**PROBLEM REQUIREMENTS:** Pull every line of the entries that has the word "screenshot".
*** STORED ROWS ***
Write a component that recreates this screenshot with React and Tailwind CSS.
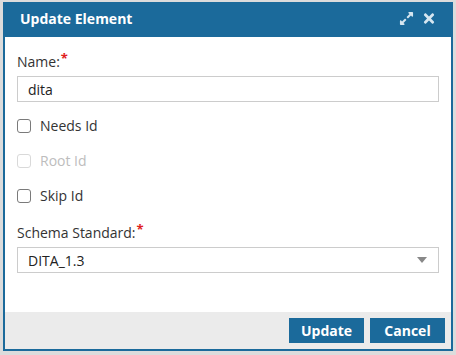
import React from "react";
import { FaExpandAlt, FaTimes } from "react-icons/fa";

const font = { fontFamily: '"Open Sans", "Liberation Sans", sans-serif' };

function Required() {
  return <span className="text-[#e02020] text-[13px] font-bold align-top relative -top-[4px] ml-[1px]">*</span>;
}

function CheckRow({ label, disabled }) {
  return (
    <label className={`flex items-center h-5 ${disabled ? "text-[#bdbdbd]" : "text-[#333]"}`}>
      <span
        className={`w-[14px] h-[14px] rounded-[3px] border bg-white ${disabled ? "border-[#d9d9d9]" : "border-[#7a7a7a]"}`}
      />
      <span className="ml-[9px] text-[14px] leading-5">{label}</span>
    </label>
  );
}

export default function App() {
  return (
    <div className="w-[456px] h-[355px] bg-[#dcdcdc] pt-[2px] pl-[3px]" style={font}>
      <div className="w-[450px] h-[349px] border-2 border-[#1b6a9b] flex flex-col">
        {/* Title */}
        <div className="h-[33px] bg-[#1b6a9b] flex items-start pl-[15px] pr-[16px] pt-[5px]">
          <span className="text-white font-bold text-[14px] leading-5 flex-1">Update Element</span>
          <div className="flex items-center gap-[9px] text-[#d6e6f0] pt-[2px]">
            <FaExpandAlt className="w-[15px] h-[15px]" />
            <FaTimes className="w-[12px] h-[15px]" />
          </div>
        </div>

        {/* Body */}
        <div className="flex-1 bg-white px-3 pt-[15px]">
          <div className="text-[14px] leading-5 text-[#333]">
            Name:<Required />
          </div>
          <div className="mt-1 h-[26px] border border-[#cccccc] flex items-center px-[10px] text-[14px] text-[#222]">
            dita
          </div>

          <div className="mt-[14px] flex flex-col gap-[15px]">
            <CheckRow label="Needs Id" />
            <CheckRow label="Root Id" disabled />
            <CheckRow label="Skip Id" />
          </div>

          <div className="mt-[17px] text-[14px] leading-5 text-[#333]">
            Schema Standard:<Required />
          </div>
          <div className="mt-1 h-[26px] border border-[#cccccc] flex items-center justify-between pl-[10px] pr-[11px] text-[14px] text-[#222]">
            <span>DITA_1.3</span>
            <svg width="10" height="6" viewBox="0 0 10 6">
              <path d="M0 0 H10 L5 6 Z" fill="#888" />
            </svg>
          </div>
        </div>

        {/* Footer */}
        <div className="h-[37px] bg-[#ebebeb] flex justify-end items-start gap-[6px] pt-[6px] pr-[6px]">
          <button className="w-[75px] h-[25px] bg-[#1b6a9b] text-white font-bold text-[14px] leading-none">
            Update
          </button>
          <button className="w-[75px] h-[25px] bg-[#1b6a9b] text-white font-bold text-[14px] leading-none">
            Cancel
          </button>
        </div>
      </div>
    </div>
  );
}
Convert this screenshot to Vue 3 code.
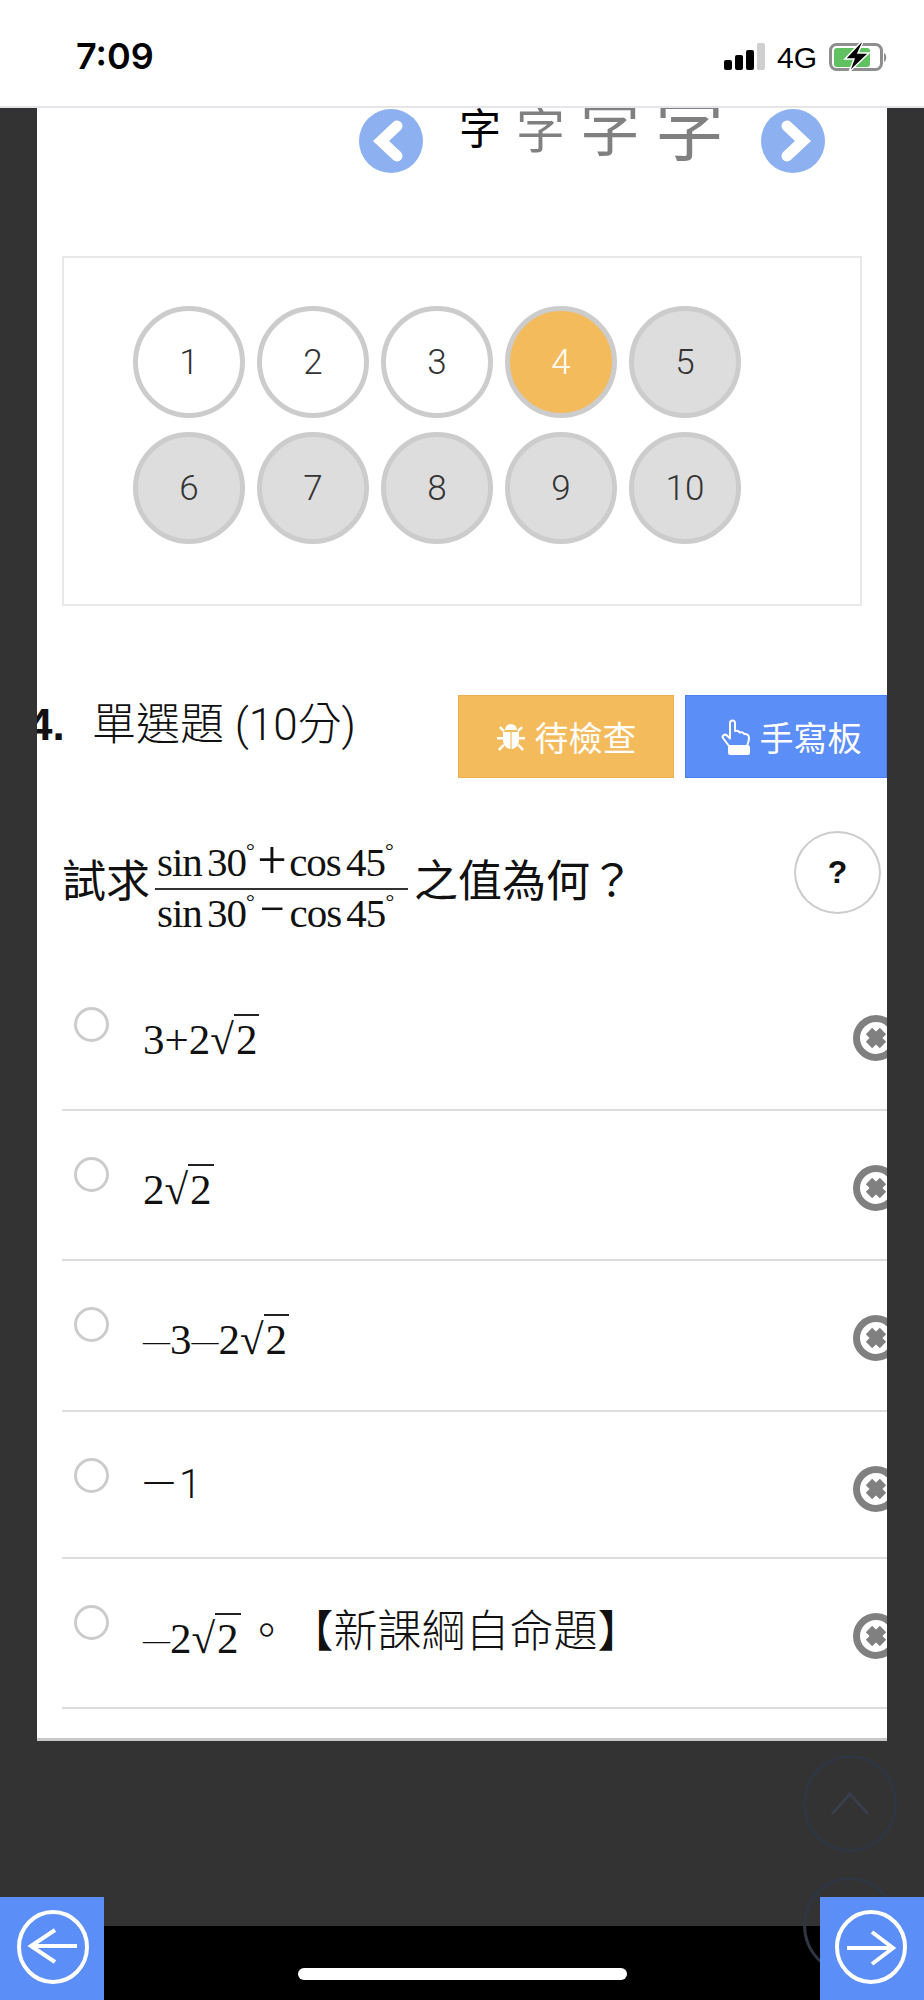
***
**SOLUTION FOR THIS PROBLEM:**
Write a component that recreates this screenshot with React and Tailwind CSS.
Convert this screenshot to Vue 3 code.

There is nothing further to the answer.